The Honorable Hazel R. O’Leary was named the 14th President of Fisk University on August 16, 2004. President O’Leary is a former cabinet member, businesswoman, lawyer, and community leader dedicated to practical solutions in education, energy policy, national security, science and technology, economic productivity and sustainable development. Her bold leadership and prudent risk taking has led to action and positive change in each challenge she has undertaken during her professional career.

She was the first Energy Secretary to oppose nuclear testing. Through her leadership in the face of strong criticism from the military-industrial establishment, she broadened the debate on testing within Government, the national laboratory system and the national security community, and thereby provided the technical basis for President Clinton's decision to end nuclear testing in the United States. That decision led to the agreement on the language of the Comprehensive Test Ban Treaty that was signed by 126 nations at the United Nations in September 1996.

Mrs. O'Leary is the first African-American, the first woman, and the first energy executive to hold the Cabinet post of Energy Secretary. She was named "Person of the Week" by the ABC television network for her courageous decision to lift the veil of secrecy from decades-old information detailing government sponsored radiation experiments on human subjects. In addition, she was the recipient of the Averell Harriman Award and named as one of 100 fearless women in the United States by Mirabella magazine for her principled stand to end nuclear testing and secure nuclear materials globally.

Before accepting the challenge of heading an agency with 120 thousand employees and an annual budget of nearly $21 billion, Mrs. O'Leary had proven management skills, garnered through 25 years of experience in energy and environmental policy and large project development.

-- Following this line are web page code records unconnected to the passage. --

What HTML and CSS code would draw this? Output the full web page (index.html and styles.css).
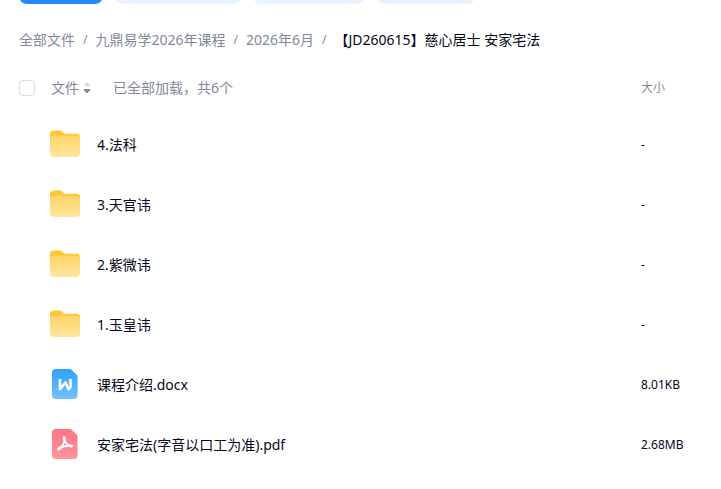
FILE: index.html
```html
<!DOCTYPE html>
<html lang="zh-CN">
<head>
    <meta charset="UTF-8">
    <meta name="viewport" content="width=device-width, initial-scale=1.0">
    <title>全部文件</title>
    <link rel="stylesheet" href="styles.css">
</head>
<body>

<svg class="symbols" aria-hidden="true">
    <defs>
        <linearGradient id="folderFill" x1="0" y1="0" x2="0" y2="1">
            <stop offset="0" stop-color="#ffd567"/>
            <stop offset="1" stop-color="#ffe59f"/>
        </linearGradient>
        <linearGradient id="docFill" x1="0" y1="0" x2="0" y2="1">
            <stop offset="0" stop-color="#2fa0fd"/>
            <stop offset="1" stop-color="#75c2ff"/>
        </linearGradient>
        <linearGradient id="pdfFill" x1="0" y1="0" x2="0" y2="1">
            <stop offset="0" stop-color="#ff7582"/>
            <stop offset="1" stop-color="#ff959c"/>
        </linearGradient>
    </defs>
    <symbol id="folder" viewBox="0 0 32 32">
        <path fill="#ffc736" d="M0 5.500a4 4 0 0 1 4-4h5.500c1.200 0 2 .4 2.800 1.200l1.700 1.500c.5.500.9.600 1.500.6H27a3 3 0 0 1 3 3v8H0z"/>
        <path fill="url(#folderFill)" d="M0 10.300A3.500 3.500 0 0 1 3.500 6.800h23a3.500 3.500 0 0 1 3.500 3.500V24a4 4 0 0 1-4 4H4a4 4 0 0 1-4-4z"/>
    </symbol>
    <symbol id="doc" viewBox="0 0 32 32">
        <path fill="url(#docFill)" d="M2 4a4 4 0 0 1 4-4h13.500c.8 0 1.500.3 2 .8l5.300 5c.5.500.8 1.200.8 2V26a4 4 0 0 1-4 4H6a4 4 0 0 1-4-4z"/>
        <path fill="none" stroke="#fff" stroke-width="2.600" stroke-linejoin="round" d="M10 10v10.300l5.500-6.800 3 6.800 2-2.300V10"/>
    </symbol>
    <symbol id="pdf" viewBox="0 0 32 32">
        <path fill="url(#pdfFill)" d="M2 4a4 4 0 0 1 4-4h13.500c.8 0 1.500.3 2 .8l5.300 5c.5.500.8 1.200.8 2V26a4 4 0 0 1-4 4H6a4 4 0 0 1-4-4z"/>
        <path fill="none" stroke="#fff" stroke-width="1.800" stroke-linecap="round" stroke-linejoin="round" d="M14.800 12.500L11.500 18l7-1.500z"/>
        <path fill="none" stroke="#fff" stroke-width="2.800" stroke-linecap="round" d="M14 8.500l.6 3.500M8.500 20l3-2M18.200 16.400l3.300.8"/>
    </symbol>
</svg>

<div class="toolbar">
    <button class="btn btn-primary" aria-label="下载"></button>
    <button class="btn btn-wide" aria-label="新建文件夹"></button>
    <button class="btn btn-mid" aria-label="分享"></button>
    <button class="btn" aria-label="更多"></button>
</div>

<nav class="breadcrumb">
    <a href="#">全部文件</a>
    <span class="slash">/</span>
    <a href="#">九鼎易学2026年课程</a>
    <span class="slash">/</span>
    <a href="#">2026年6月</a>
    <span class="slash">/</span>
    <span class="current">【JD260615】慈心居士 安家宅法</span>
</nav>

<table class="files">
    <thead>
        <tr>
            <th class="check"><input type="checkbox" aria-label="全选"></th>
            <th>
                <div class="heading">
                    <button class="sort">文件
                        <svg width="6" height="12" viewBox="0 0 6 12">
                            <path fill="#d4d7de" d="M3 0l3 3v1H0V3z"/>
                            <path fill="#818999" d="M0 7h6v1.500L3 11.500 0 8.500z"/>
                        </svg>
                    </button>
                    <span>已全部加载，共6个</span>
                </div>
            </th>
            <th class="size">大小</th>
        </tr>
    </thead>
    <tbody>
        <tr>
            <td></td>
            <td><a class="name" href="#"><svg class="icon"><use href="#folder"/></svg>4.法科</a></td>
            <td class="size">-</td>
        </tr>
        <tr>
            <td></td>
            <td><a class="name" href="#"><svg class="icon"><use href="#folder"/></svg>3.天官讳</a></td>
            <td class="size">-</td>
        </tr>
        <tr>
            <td></td>
            <td><a class="name" href="#"><svg class="icon"><use href="#folder"/></svg>2.紫微讳</a></td>
            <td class="size">-</td>
        </tr>
        <tr>
            <td></td>
            <td><a class="name" href="#"><svg class="icon"><use href="#folder"/></svg>1.玉皇讳</a></td>
            <td class="size">-</td>
        </tr>
        <tr>
            <td></td>
            <td><a class="name" href="#"><svg class="icon"><use href="#doc"/></svg>课程介绍.docx</a></td>
            <td class="size">8.01KB</td>
        </tr>
        <tr>
            <td></td>
            <td><a class="name" href="#"><svg class="icon"><use href="#pdf"/></svg>安家宅法(字音以口工为准).pdf</a></td>
            <td class="size">2.68MB</td>
        </tr>
    </tbody>
</table>

</body>
</html>
```
FILE: styles.css
```css
*{
    margin: 0;
    padding: 0;
    box-sizing: border-box;
}

body{
    background: #fff;
    color: #03081a;
    font-family: "Noto Sans", "Noto Sans CJK SC", sans-serif;
    font-size: 14px;
    line-height: 20px;
}

a{
    color: inherit;
    text-decoration: none;
}

button{
    border: 0;
    background: none;
    color: inherit;
    font: inherit;
    cursor: pointer;
}

.symbols{
    position: absolute;
    width: 0;
    height: 0;
}

/* only the lower edge of the buttons stays in view */
.toolbar{
    display: flex;
    align-items: flex-end;
    gap: 12px;
    height: 4px;
    padding-left: 19px;
    overflow: hidden;
}

.btn{
    flex: none;
    width: 98px;
    height: 32px;
    border-radius: 8px;
    background: #e8f3ff;
}

.btn-primary{
    width: 84px;
    background: #2489fd;
}

.btn-wide{
    width: 126px;
}

.btn-mid{
    width: 112px;
}

.breadcrumb{
    display: flex;
    gap: 8px;
    padding: 26px 19px 11px;
    color: #818999;
    white-space: nowrap;
}

.slash{
    font-size: 12px;
}

.current{
    color: #03081a;
}

.files{
    width: 100%;
    border-collapse: collapse;
    table-layout: fixed;
}

.files th{
    height: 54px;
    color: #818999;
    font-weight: 400;
    text-align: left;
}

.files td{
    height: 60px;
}

.files .check{
    width: 50px;
    padding-left: 19px;
}

.check input{
    display: block;
    appearance: none;
    width: 16px;
    height: 16px;
    border: 1px solid #d9dce5;
    border-radius: 4px;
    background: #fff;
}

.check input:checked{
    background: #2489fd;
}

.heading{
    display: flex;
    gap: 23px;
    padding-left: 1px;
}

.sort{
    display: flex;
    align-items: center;
    gap: 5px;
}

.files .size{
    width: 80px;
    font-size: 12px;
}

.name{
    display: flex;
    align-items: center;
    gap: 15px;
}

.icon{
    width: 32px;
    height: 32px;
}
```
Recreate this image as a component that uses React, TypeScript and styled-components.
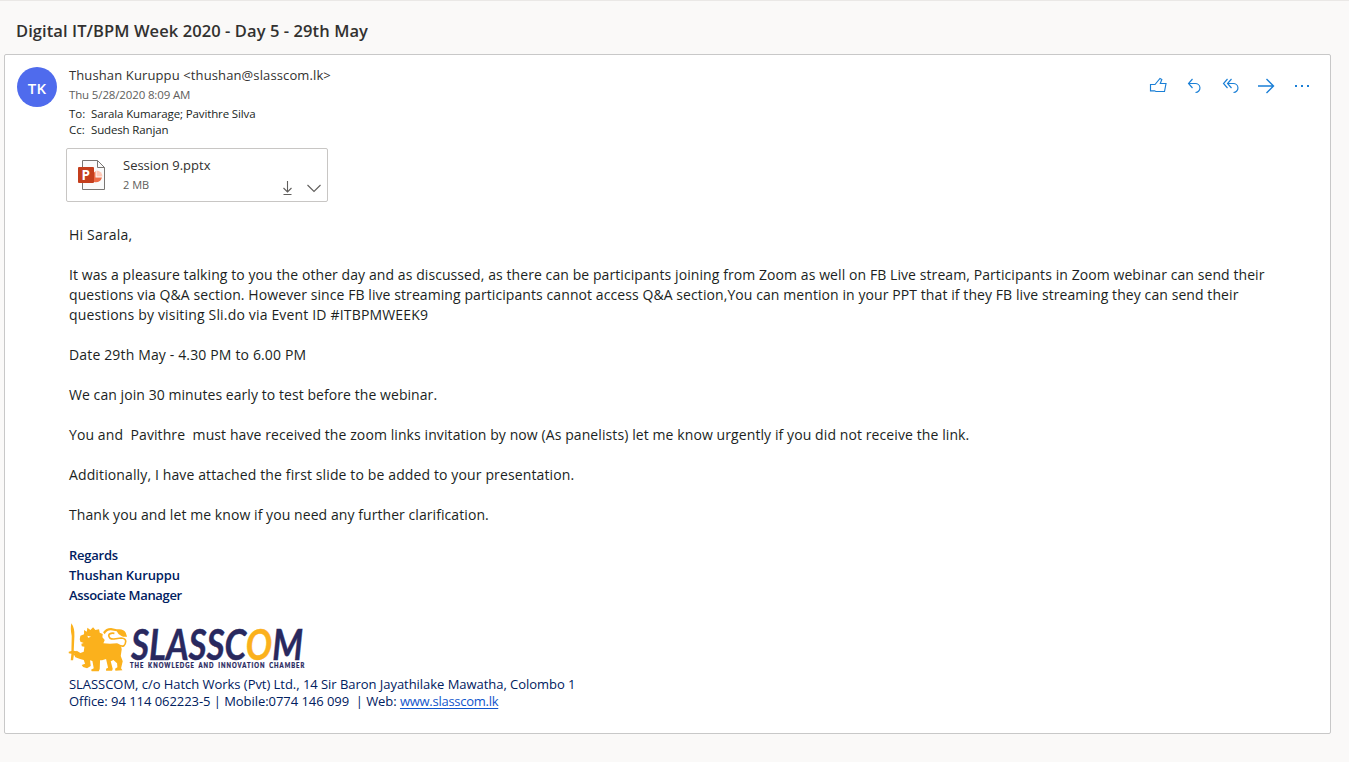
import React from 'react';
import styled, { createGlobalStyle } from 'styled-components';

const GlobalStyle = createGlobalStyle`
  * { box-sizing: border-box; }
  body {
    margin: 0;
    background: #faf9f8;
    font-family: 'Open Sans', 'Noto Sans', sans-serif;
    color: #201f1e;
  }
`;

const Page = styled.div`
  height: 762px;
  padding: 0 18px 28px 4px;
  border-top: 1px solid #eae8e6;
  display: flex;
  flex-direction: column;
  overflow: hidden;
`;

const Subject = styled.h1`
  margin: 0;
  height: 53px;
  padding: 18px 0 0 12px;
  font-size: 16.5px;
  line-height: 24px;
  font-weight: 600;
  color: #323130;
  white-space: pre;
  letter-spacing: 0.08px;
`;

const Card = styled.main`
  flex: 1;
  background: #fff;
  border: 1px solid #c8c8c8;
  border-radius: 2px;
  padding: 11px 18px 0 12px;
`;

const Header = styled.header`
  display: flex;
  align-items: flex-start;
  height: 82px;
`;

const Avatar = styled.div`
  width: 40px;
  height: 40px;
  margin: 1px 12px 0 0;
  border-radius: 50%;
  background: #4f6bed;
  color: #fff;
  font-size: 15px;
  letter-spacing: 0.3px;
  font-weight: 600;
  display: flex;
  align-items: center;
  justify-content: center;
  padding-top: 2px;
`;

const Meta = styled.div`
  flex: 1;
`;

const Line = styled.div<{ $size: number; $height: number; $track?: number; $color?: string; $weight?: number }>`
  font-size: ${(p) => p.$size}px;
  line-height: ${(p) => p.$height}px;
  letter-spacing: ${(p) => p.$track ?? 0}px;
  color: ${(p) => p.$color ?? 'inherit'};
  font-weight: ${(p) => p.$weight ?? 400};
  white-space: pre;
`;

const Recipients = styled.div`
  display: grid;
  grid-template-columns: 22px auto;
  margin-top: 1px;
`;

const Actions = styled.div`
  display: flex;
  gap: 16px;
  padding-top: 10px;
`;

const Action = styled.svg<{ $stroke?: number }>`
  width: 20px;
  height: 20px;
  fill: none;
  stroke: #1a7fd6;
  stroke-width: ${(p) => p.$stroke ?? 1.15};
`;

const Attachment = styled.section`
  width: 262px;
  height: 54px;
  margin-left: 49px;
  border: 1px solid #c8c6c4;
  border-radius: 2px;
  display: flex;
  padding: 0 5px 0 11px;
`;

const FileIcon = styled.svg`
  width: 28px;
  height: 32px;
  margin: 10px 17px 0 0;
`;

const FileInfo = styled.div`
  flex: 1;
  padding-top: 6px;
`;

const FileActions = styled.div`
  display: flex;
  align-items: flex-end;
  gap: 10px;
  padding-bottom: 5px;
`;

const Glyph = styled.svg`
  width: 16px;
  height: 16px;
  fill: none;
  stroke: #605e5c;
  stroke-width: 1.1;
`;

const Body = styled.article`
  padding: 23px 0 0 52px;
`;

const Paragraph = styled.div`
  margin-bottom: 20px;
`;

const Signature = styled.div`
  color: #002060;
`;

const Logo = styled.svg`
  display: block;
  width: 260px;
  height: 54px;
  margin: 15px 0 2px -5px;
`;

const Link = styled.a`
  color: #1155cc;
  letter-spacing: -0.27px;
  text-decoration: underline;
  text-underline-offset: 2px;
`;

const paragraphs: [string, number][][] = [
  [['Hi Sarala,', 0.2]],
  [
    ['It was a pleasure talking to you the other day and as discussed, as there can be participants joining from Zoom as well on FB Live stream, Participants in Zoom webinar can send their', 0.081],
    ['questions via Q&A section. However since FB live streaming participants cannot access Q&A section,You can mention in your PPT that if they FB live streaming they can send their', 0.082],
    ['questions by visiting Sli.do via Event ID #ITBPMWEEK9', 0.17],
  ],
  [['Date 29th May - 4.30 PM to 6.00 PM', 0.15]],
  [['We can join 30 minutes early to test before the webinar.', 0.065]],
  [['You and  Pavithre  must have received the zoom links invitation by now (As panelists) let me know urgently if you did not receive the link.', 0.092]],
  [['Additionally, I have attached the first slide to be added to your presentation.', 0.125]],
  [['Thank you and let me know if you need any further clarification.', 0.07]],
];

const closing: [string, number][] = [
  ['Regards', -0.25],
  ['Thushan Kuruppu', -0.1],
  ['Associate Manager', -0.33],
];

function SlasscomLogo() {
  return (
    <Logo viewBox="0 0 260 54">
      <g transform="translate(.4 0) scale(.3333)" fill="#fbb11c">
        <path d="M21 10 Q31 24 30 48 L28 92 L36 94 L36 100 L29 101 L26 121 L19 121 L21 101 L13 100 L13 95 L21 93 L22 48 Q17 26 21 10Z" />
        <path d="M48 47 L59 43 L59 30 L67 35 L69 23 L78 30 L86 22 L93 30 L104 28 L106 38 L115 42 L114 52 L121 60 L117 70 Q136 72 158 70 Q170 73 172 88 L169 108 L175 124 L170 145 L174 151 L153 152 L152 146 L159 142 L158 130 L147 120 L139 124 L145 147 L143 152 L125 152 L125 146 L131 143 L125 117 L113 121 L107 121 L106 147 L103 154 L82 154 L80 149 L88 145 L84 123 L77 121 L79 138 L68 145 L56 141 L52 135 L62 131 L58 120 L47 117 L33 112 L28 103 L37 92 L48 99 L58 95 L60 80 L52 79 L51 71 L58 69 L48 65 L46 58Z" />
        <path d="M164 76 Q183 84 184 64 Q184 55 170 54 L149 57 Q133 58 133 46 Q135 38 150 40" fill="none" stroke="#fbb11c" strokeWidth="5" />
        <path d="M116 37 Q124 24 140 24 L157 28 Q178 25 184 38 L188 50 Q178 52 170 47 Q160 42 157 34 L139 31 Q127 31 121 43Z" />
        <path d="M69 47 L80 50 L71 53Z" fill="#fff" />
      </g>
      <text x="67" y="40.4" fontFamily="Lato, sans-serif" fontWeight="700" fontStyle="italic" fontSize="41.5" fill="#29295f" stroke="#29295f" strokeWidth=".4" textLength="172" lengthAdjust="spacingAndGlyphs">
        SLASSC<tspan fill="#fbb11c" stroke="#fbb11c">O</tspan>M
      </text>
      <text transform="translate(66 48.2) scale(.88 1)" fontFamily="Lato, sans-serif" fontWeight="900" fontSize="6.6" fill="#29295f" stroke="#29295f" strokeWidth=".25" wordSpacing="1.5" textLength="198" lengthAdjust="spacing">
        THE KNOWLEDGE AND INNOVATION CHAMBER
      </text>
    </Logo>
  );
}

export default function App() {
  return (
    <Page>
      <GlobalStyle />
      <Subject>Digital IT/BPM Week 2020 - Day 5 - 29th May</Subject>
      <Card>
        <Header>
          <Avatar>TK</Avatar>
          <Meta>
            <Line $size={13} $height={18} $track={0.12} $color="#323130">{'Thushan Kuruppu <thushan@slasscom.lk>'}</Line>
            <Line $size={11.5} $height={21} $track={-0.14} $color="#605e5c">Thu 5/28/2020 8:09 AM</Line>
            <Recipients>
              <Line $size={11.5} $height={16}>To:</Line>
              <Line $size={11.5} $height={16} $track={-0.13}>Sarala Kumarage; Pavithre Silva</Line>
              <Line $size={11.5} $height={16}>Cc:</Line>
              <Line $size={11.5} $height={16} $track={-0.15}>Sudesh Ranjan</Line>
            </Recipients>
          </Meta>
          <Actions>
            <Action viewBox="0 0 20 20"><path d="M2.5 8.5H7L12 2.5L13.8 3.5L12.3 7.5H18L16.5 15.5H8L6.5 14.8H2.5Z" /></Action>
            <Action viewBox="0 0 20 20"><path d="M8.5 3L4.5 7.5L8.5 12M4.5 7.5H11A4.7 4.5 0 0 1 11.5 16.5" /></Action>
            <Action viewBox="0 0 20 20"><path d="M7.5 3L3.5 7.5L7.5 12M11.5 3L7.5 7.5L11.5 12M7.5 7.5H13A4.7 4.5 0 0 1 13.5 16.5" /></Action>
            <Action viewBox="0 0 20 20" $stroke={1.4}><path d="M2 10H17.5M10.5 3L17.5 10L10.5 17" /></Action>
            <Action viewBox="0 0 20 20" $stroke={1.8}><path d="M3 10h2M9 10h2M15 10h2" /></Action>
          </Actions>
        </Header>
        <Attachment>
          <FileIcon viewBox="0 0 28 32">
            <path d="M4.5 1.5H19.5L26.5 8.5V30.5H4.5Z" fill="#fafafa" stroke="#797673" />
            <path d="M19.5 1.5V8.5H26.5" fill="none" stroke="#797673" />
            <path d="M18.5 11.5A6 6 0 0 1 24.5 17.5H18.5Z" fill="#ffc7b5" />
            <path d="M17.5 12V18.5H24A6.5 6.5 0 0 1 11.5 18.5Z" fill="#ed6c47" />
            <rect y="8" width="16" height="16" rx="1" fill="#c43e1c" />
            <text x="3.4" y="20.6" fontSize="13.5" fontWeight="700" fontFamily="Open Sans, sans-serif" fill="#fff">P</text>
          </FileIcon>
          <FileInfo>
            <Line $size={13} $height={20} $color="#323130">Session 9.pptx</Line>
            <Line $size={11} $height={20} $color="#605e5c">2 MB</Line>
          </FileInfo>
          <FileActions>
            <Glyph viewBox="0 0 16 16"><path d="M7.5 1V12M3.5 8L7.5 12L11.5 8M3.5 14.5H11.5" /></Glyph>
            <Glyph viewBox="0 0 16 16"><path d="M1.5 5L8 11.5L14.5 5" /></Glyph>
          </FileActions>
        </Attachment>
        <Body>
          {paragraphs.map((lines, i) => (
            <Paragraph key={i}>
              {lines.map(([text, track]) => (
                <Line key={text} $size={14} $height={20} $track={track}>{text}</Line>
              ))}
            </Paragraph>
          ))}
          <Signature>
            {closing.map(([text, track]) => (
              <Line key={text} $size={13} $height={20} $weight={600} $track={track}>{text}</Line>
            ))}
            <SlasscomLogo />
            <Line $size={13} $height={17} $track={-0.04}>SLASSCOM, c/o Hatch Works (Pvt) Ltd., 14 Sir Baron Jayathilake Mawatha, Colombo 1</Line>
            <Line $size={13} $height={17} $track={-0.05}>
              {'Office: 94 114 062223-5 | Mobile:0774 146 099  | Web: '}<Link>www.slasscom.lk</Link>
            </Line>
          </Signature>
        </Body>
      </Card>
    </Page>
  );
}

Mrs. O'Leary currently serves on the Board of Directors of ITC Holdings, Inc., Nashville Business Committee for the Arts, the Nashville Alliance for Public Education, and the Nashville Opera. She is also a member of the Frist Center for the Visual Arts and the Les Amis d’Escoffier Society. She previously served on the Board of Directors of the UAL Corporation, the parent company of United Airlines, Scottish Re, Ltd. (a financial services and reinsurance company), and AlChemix, ICF Kaiser International, Inc., an international engineering, construction and consulting company and the AES Company, a global power producer. She has also served on the non-profit boards of the World Wildlife Fund, Morehouse College, and the Arms Control Association.

 
Greg Nickels

As Mayor of the City of Seattle, Greg Nickels has earned a national reputation for innovative leadership in many areas, particularly energy and the environment. On February 16, 2005, the Kyoto Protocol took effect in the 141 countries that ratified it, but not in the U.S. That day, Mayor Nickels challenged mayors across the country to join Seattle in taking local action to reduce global warming pollution. More than 800 mayors representing over 78 million Americans have accepted the challenge. One in four Americans now lives in a city committed to protecting our climate by reducing their greenhouse gas pollution. Rolling Stone called him the "Pied Piper" of mayors for his work to protect our climate and the U.S. Environmental Protection Agency awarded Mayor Nickels its 2006 Climate Protection Award. His many public service accomplishments include working to make government more efficient by reforming the city's transportation, protecting children from tobacco advertising, and preserving more green space. Mayor Nickels is in line to become President of the U.S. Conference of Mayors in 2009.